Vita Chiesa

Papa in Corea: ai vescovi, “Siate custodi della memoria e della speranza”

Il pontefice ha ricordato i martiri coreani che beatificherà il 16 agosto dai quali, ha affermato, “scaturisce un abbondante raccolto di grazia in questa terra”. Di questo raccolto fanno parte “parrocchie attive e movimenti ecclesiali, solidi programmi di catechesi, l’attenzione pastorale verso i giovani e nelle scuole cattoliche, nei seminari e nelle università. Da terra di missione, la Corea è diventata oggi una terra di missionari”. Tuttavia “essere custodi della memoria” significa, per il Papa, “qualcosa di più che ricordare, significa anche trarne le risorse spirituali per affrontare con lungimiranza e determinazione le speranze, le promesse e le sfide del futuro. Essere custodi della memoria significa rendersi conto che la crescita viene da Dio. La nostra memoria dei martiri e delle generazioni passate di cristiani deve essere realistica, non idealizzata o trionfalistica. Guardare al passato senza ascoltare la chiamata di Dio alla conversione nel presente non ci aiuterà a proseguire il cammino; al contrario frenerà o addirittura arresterà il nostro progresso spirituale”.

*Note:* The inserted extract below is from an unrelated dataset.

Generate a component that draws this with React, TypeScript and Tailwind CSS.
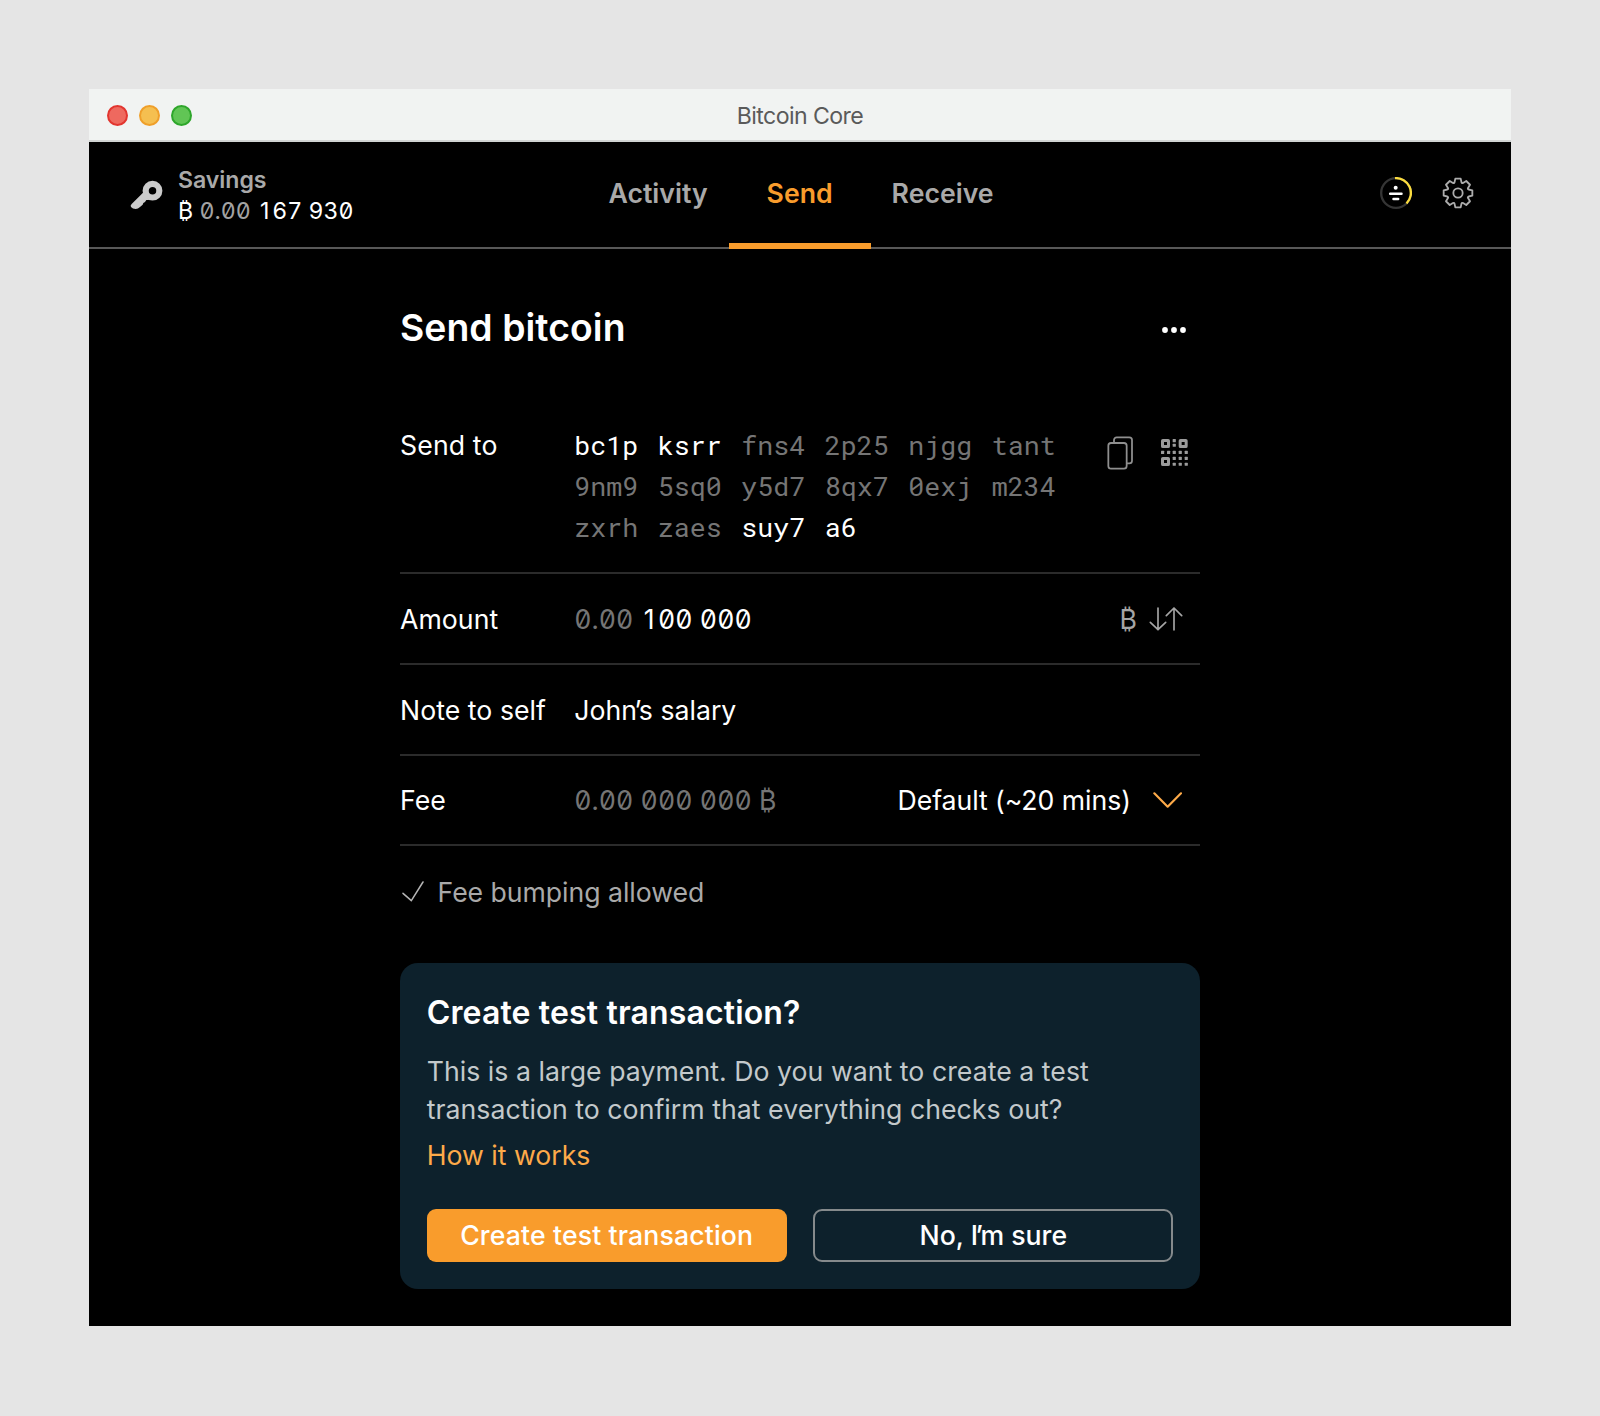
import type { ReactNode } from "react";

const trafficLights = [
  "bg-[#ee695f] border-[#e2352f]",
  "bg-[#f5bf50] border-[#ef9f2a]",
  "bg-[#61c555] border-[#2ea62b]",
];

const addressLines = [
  [["bc1p ksrr", true], ["fns4 2p25 njgg tant", false]],
  [["9nm9 5sq0 y5d7 8qx7 0exj m234", false]],
  [["zxrh zaes", false], ["suy7 a6", true]],
] as [string, boolean][][];

function KeyIcon() {
  return (
    <svg className="h-[30px] w-[34px]" viewBox="0 0 102 90" fill="#cbcbcb">
      <circle cx="67.500" cy="32" r="20.500" fill="none" stroke="#cbcbcb" strokeWidth="18.500" />
      <path d="M39 38L5 72Q0 77 3 81 8 87 17 87 24 87 30 81L38 74 40 69 45 66 49 60 58 60 50 52 42 30Z" />
    </svg>
  );
}

function SyncIcon() {
  return (
    <svg className="size-8" viewBox="0 0 96 96" fill="none" strokeLinecap="round">
      <circle cx="48" cy="48" r="44.500" stroke="#353535" strokeWidth="7" />
      <path d="M45 3.500a44.500 44.500 0 0 1 34.500 76" stroke="#fbdc3f" strokeWidth="7" strokeLinecap="butt" />
      <circle cx="47" cy="32" r="6" fill="#fff" />
      <path d="M30.500 50h34M40.500 66h14" stroke="#fff" strokeWidth="7.500" />
    </svg>
  );
}

const rotate = (x: number, y: number, degrees: number) => {
  const r = (degrees * Math.PI) / 180;
  return `${(x * Math.cos(r) - y * Math.sin(r)).toFixed(2)} ${(x * Math.sin(r) + y * Math.cos(r)).toFixed(2)}`;
};

const gearOutline =
  [0, 45, 90, 135, 180, 225, 270, 315]
    .map(
      (a, i) =>
        `${i ? "L" : "M"}${rotate(-8, -43, a)}L${rotate(8, -43, a)}L${rotate(10.5, -32, a)}Q${rotate(11.8, -28.5, a)} ${rotate(-10.5, -32, a + 45)}`,
    )
    .join("") + "Z";

function GearIcon() {
  return (
    <svg className="size-8" viewBox="-48 -48 96 96" fill="none" stroke="#acacac" strokeWidth="5.500" strokeLinejoin="round">
      <path d={gearOutline} />
      <circle r="14" />
    </svg>
  );
}

function MoreIcon() {
  return (
    <svg className="h-[6px] w-6" viewBox="0 0 24 6" fill="#fff">
      <circle cx="3" cy="3" r="2.900" />
      <circle cx="12" cy="3" r="2.900" />
      <circle cx="21" cy="3" r="2.900" />
    </svg>
  );
}

function CopyIcon() {
  return (
    <svg className="h-[34px] w-[26px]" viewBox="0 0 78 102" fill="none" stroke="#8f8f8f" strokeWidth="5.300">
      <rect x="4" y="21" width="55" height="77" rx="8" />
      <path d="M21 20v-8a8 8 0 0 1 8-8h38a8 8 0 0 1 8 8v62a8 8 0 0 1-8 8h-7" />
    </svg>
  );
}

const qrFinders = [[0, 0], [53, 0], [0, 54]];
const qrDots = [
  [35, 0], [35, 14],
  [0, 35.5], [18, 35.5], [35, 35.5], [53, 35.5], [71, 35.5],
  [35, 53.5], [53, 53.5], [71, 53.5],
  [35, 71], [53, 71], [71, 71],
];

function QrIcon() {
  return (
    <svg className="size-[27px]" viewBox="0 0 81 81">
      {qrFinders.map(([x, y]) => (
        <rect key={`${x}-${y}`} x={x + 4.5} y={y + 4.5} width="18" height="18" rx="1" fill="none" stroke="#9b9b9b" strokeWidth="9" strokeLinejoin="round" />
      ))}
      {qrDots.map(([x, y]) => (
        <rect key={`${x}-${y}`} x={x} y={y} width="9.500" height="9.500" rx="1.500" fill="#9b9b9b" />
      ))}
    </svg>
  );
}

function SwapIcon() {
  return (
    <svg className="h-6 w-[34px]" viewBox="0 0 102 72" fill="none" stroke="#a5a5a5" strokeWidth="5" strokeLinecap="round" strokeLinejoin="round">
      <path d="M27 3v65M4 46l23 22 23-22M75 69V3M52 26L75 3l23 23" />
    </svg>
  );
}

// A "1" without a foot that still occupies a full tabular cell.
function Digit1() {
  return <span className="inline-block w-[0.65em] text-center [font-feature-settings:'tnum'_0]">1</span>;
}

// The typographic apostrophe, set tight against its neighbours.
function Apostrophe() {
  return <span className="-ml-[2.500px] tracking-[-2.500px]">’</span>;
}

function Row({ label, children }: { label: string; children: ReactNode }) {
  return (
    <div className="flex h-[90.670px] items-center border-b-2 border-[#2b2b2b] pt-px text-[26.670px] leading-9 text-white">
      <div className="w-[174.200px] shrink-0 tracking-[0.050px]">{label}</div>
      {children}
    </div>
  );
}

export default function App() {
  return (
    <div className="h-[1416px] w-[1600px] bg-[#e5e5e5] pt-[89px] pl-[89px] font-['Inter',sans-serif]">
      <div className="flex h-[1237px] w-[1422px] flex-col bg-black">
        <div className="grid h-[53px] shrink-0 grid-cols-[1fr_auto_1fr] items-center border-b-2 border-[#d1d4d3] bg-[#f1f3f2]">
          <div className="flex gap-[10.500px] pt-[2px] pl-[17.500px]">
            {trafficLights.map((c) => (
              <div key={c} className={`size-[21.500px] rounded-full border-2 ${c}`} />
            ))}
          </div>
          <div className="pt-[3px] text-[23.110px] leading-8 tracking-[-0.580px] text-[#5a5a5a]">Bitcoin Core</div>
        </div>

        <div className="grid h-[107px] shrink-0 grid-cols-[1fr_auto_1fr] border-b-2 border-[#585858]">
          <div className="flex items-center pl-[41px]">
            <KeyIcon />
            <div className="ml-[14px] pt-px text-[23.110px]">
              <div className="leading-8 font-semibold tracking-[-0.050px] text-[#a9a9a9]">Savings</div>
              <div className="leading-[30px] tracking-[0.060px] text-white [font-feature-settings:'zero','tnum']">
                ₿ <span className="text-[#a3a3a3]">0.00</span> <Digit1 />67 930
              </div>
            </div>
          </div>
          <nav className="ml-[2px] grid grid-cols-[auto_142px_auto] gap-[21px] text-[26.670px] leading-[103px] font-semibold text-[#a9a9a9]">
            <div>Activity</div>
            <div className="relative text-center text-[#f99c2c]">
              Send
              <div className="absolute inset-x-0 top-[101px] h-[6px] bg-[#f99c2c]" />
            </div>
            <div>Receive</div>
          </nav>
          <div className="flex items-center justify-end gap-[30px] pr-[37px] pb-[4px]">
            <SyncIcon />
            <GearIcon />
          </div>
        </div>

        <main className="flex w-[800px] flex-col self-center">
          <div className="mt-[55px] flex h-12 items-center justify-between pr-[14px]">
            <h1 className="text-[37.330px] leading-[48px] font-semibold tracking-[0.060px] text-white">Send bitcoin</h1>
            <div className="pt-[4px]">
              <MoreIcon />
            </div>
          </div>

          <div className="mt-[72.700px] flex h-[149.500px] border-b-2 border-[#2b2b2b] text-[26.670px] leading-[41px] text-white">
            <div className="w-[174.200px] tracking-[0.120px]">Send to</div>
            <div className="-mt-px font-['Roboto_Mono',monospace] [word-spacing:3.550px]">
              {addressLines.map((line, i) => (
                <div key={i}>
                  {line.map(([text, strong], j) => (
                    <span key={text} className={strong ? "text-white" : "text-[#757575]"}>
                      {j > 0 && " "}
                      {text}
                    </span>
                  ))}
                </div>
              ))}
            </div>
            <div className="ml-auto flex items-start gap-[28px] pt-[11.500px] pr-[12px]">
              <CopyIcon />
              <div className="pt-[2.500px]">
                <QrIcon />
              </div>
            </div>
          </div>

          <Row label="Amount">
            <div className="tracking-[0.050px] [font-feature-settings:'zero','tnum']">
              <span className="text-[#757575]">0.00</span> <Digit1 />00 000
            </div>
            <div className="ml-auto flex items-center gap-[11.500px] pr-[17.500px] text-[#a5a5a5]">
              ₿
              <SwapIcon />
            </div>
          </Row>
          <Row label="Note to self">
            <div>
              John
              <Apostrophe />s salary
            </div>
          </Row>
          <Row label="Fee">
            <div className="tracking-[0.050px] text-[#757575] [font-feature-settings:'zero','tnum']">0.00 000 000 ₿</div>
            <div className="ml-auto flex items-center gap-[22.500px] pr-[17.700px] tracking-[-0.060px]">
              Default (~20 mins)
              <svg className="h-4 w-[29px]" viewBox="0 0 87 48" fill="none" stroke="#fdaa49" strokeWidth="6.500" strokeLinecap="round" strokeLinejoin="round">
                <path d="M4 4l40 40L84 4" />
              </svg>
            </div>
          </Row>

          <div className="flex h-[90px] items-center gap-[13.500px] pt-px pl-[2px] text-[26.670px] leading-9 tracking-[-0.050px] text-[#a9a9a9]">
            <svg className="h-[21px] w-[22px]" viewBox="0 0 66 63" fill="none" stroke="#b5b5b5" strokeWidth="4.500" strokeLinecap="round" strokeLinejoin="round">
              <path d="M3 37l25 22L63 3" />
            </svg>
            Fee bumping allowed
          </div>

          <section className="mt-[27px] flex h-[326px] flex-col rounded-[18px] bg-[#0d212c] px-[26.670px] pt-[30px]">
            <h2 className="text-[32px] leading-10 font-semibold tracking-[0.150px] text-white">Create test transaction?</h2>
            <p className="mt-[20.200px] text-[26.670px] leading-[37.330px] tracking-[0.040px] text-[#c3c9cb]">
              This is a large payment. Do you want to create a test
              <br />
              transaction to confirm that everything checks out?
            </p>
            <a className="mt-[8.500px] text-[26.670px] leading-[37.330px] text-[#fdaa49]">How it works</a>
            <div className="mt-[35px] grid grid-cols-2 gap-[26.670px] text-[26.670px] leading-[48px] font-medium text-white">
              <button className="h-[53.500px] rounded-[9px] bg-[#f99c2c] pb-px tracking-[0.120px]">Create test transaction</button>
              <button className="h-[53.500px] rounded-[9px] border-2 border-[#858a8c] pb-px">
                No, I
                <Apostrophe />m sure
              </button>
            </div>
          </section>
        </main>
      </div>
    </div>
  );
}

Ai vescovi coreani il Papa ha chiesto di essere “custodi della speranza”. “Custodite questa speranza mantenendo viva la fiamma della santità, della carità fraterna e dello zelo missionario nella comunione ecclesiale” ha dichiarato il Pontefice. Dal Papa è giunta anche una sollecitazione a prendersi cura “dell’educazione dei giovani, sostenendo nella loro missione non solo le università, ma anche le scuole cattoliche di ogni grado”. Non meno importante è la testimonianza della Chiesa “nella sua sollecitudine per i poveri e nei suoi programmi di solidarietà, soprattutto per i rifugiati e i migranti.

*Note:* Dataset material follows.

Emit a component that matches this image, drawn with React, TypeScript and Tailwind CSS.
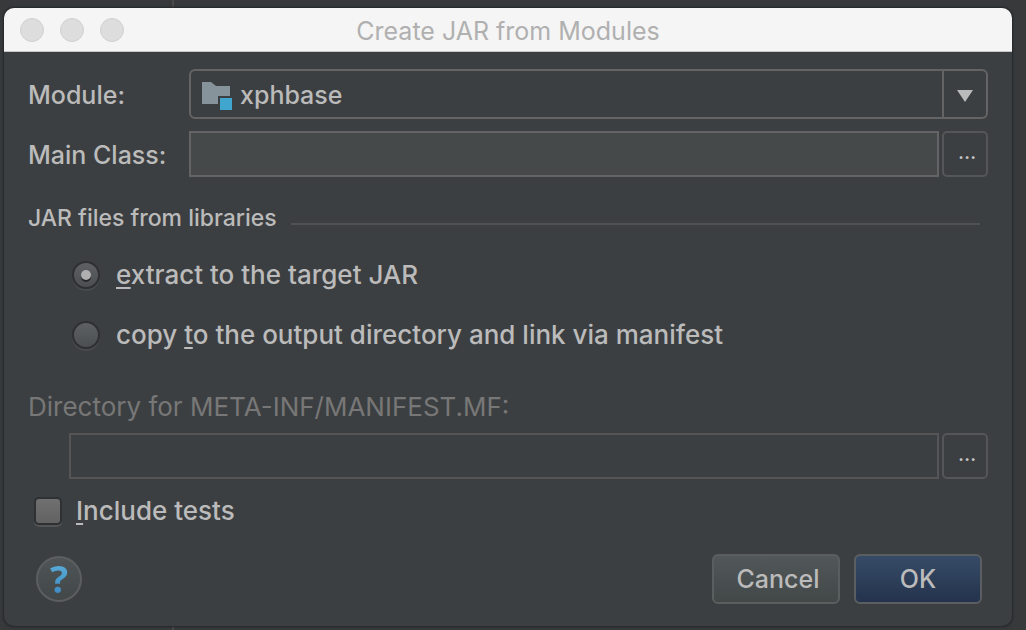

“Cari fratelli – ha concluso papa Bergoglio – una profetica testimonianza evangelica presenta alcune sfide particolari per la Chiesa in Corea, dal momento che essa vive ed opera nel mezzo di una società prospera ma sempre più secolarizzata e materialistica. In tali circostanze gli operatori pastorali sono tentati di adottare non solo efficaci modelli di gestione, programmazione e organizzazione tratti dal mondo degli affari, ma anche uno stile di vita e una mentalità guidati più da criteri mondani di successo e persino di potere che dai criteri enunciati da Gesù nel Vangelo. Guai a noi se la Croce viene svuotata del suo potere di giudicare la saggezza di questo mondo! Voglia il Cielo che possiamo salvarci da quella mondanità spirituale e pastorale che soffoca lo Spirito”.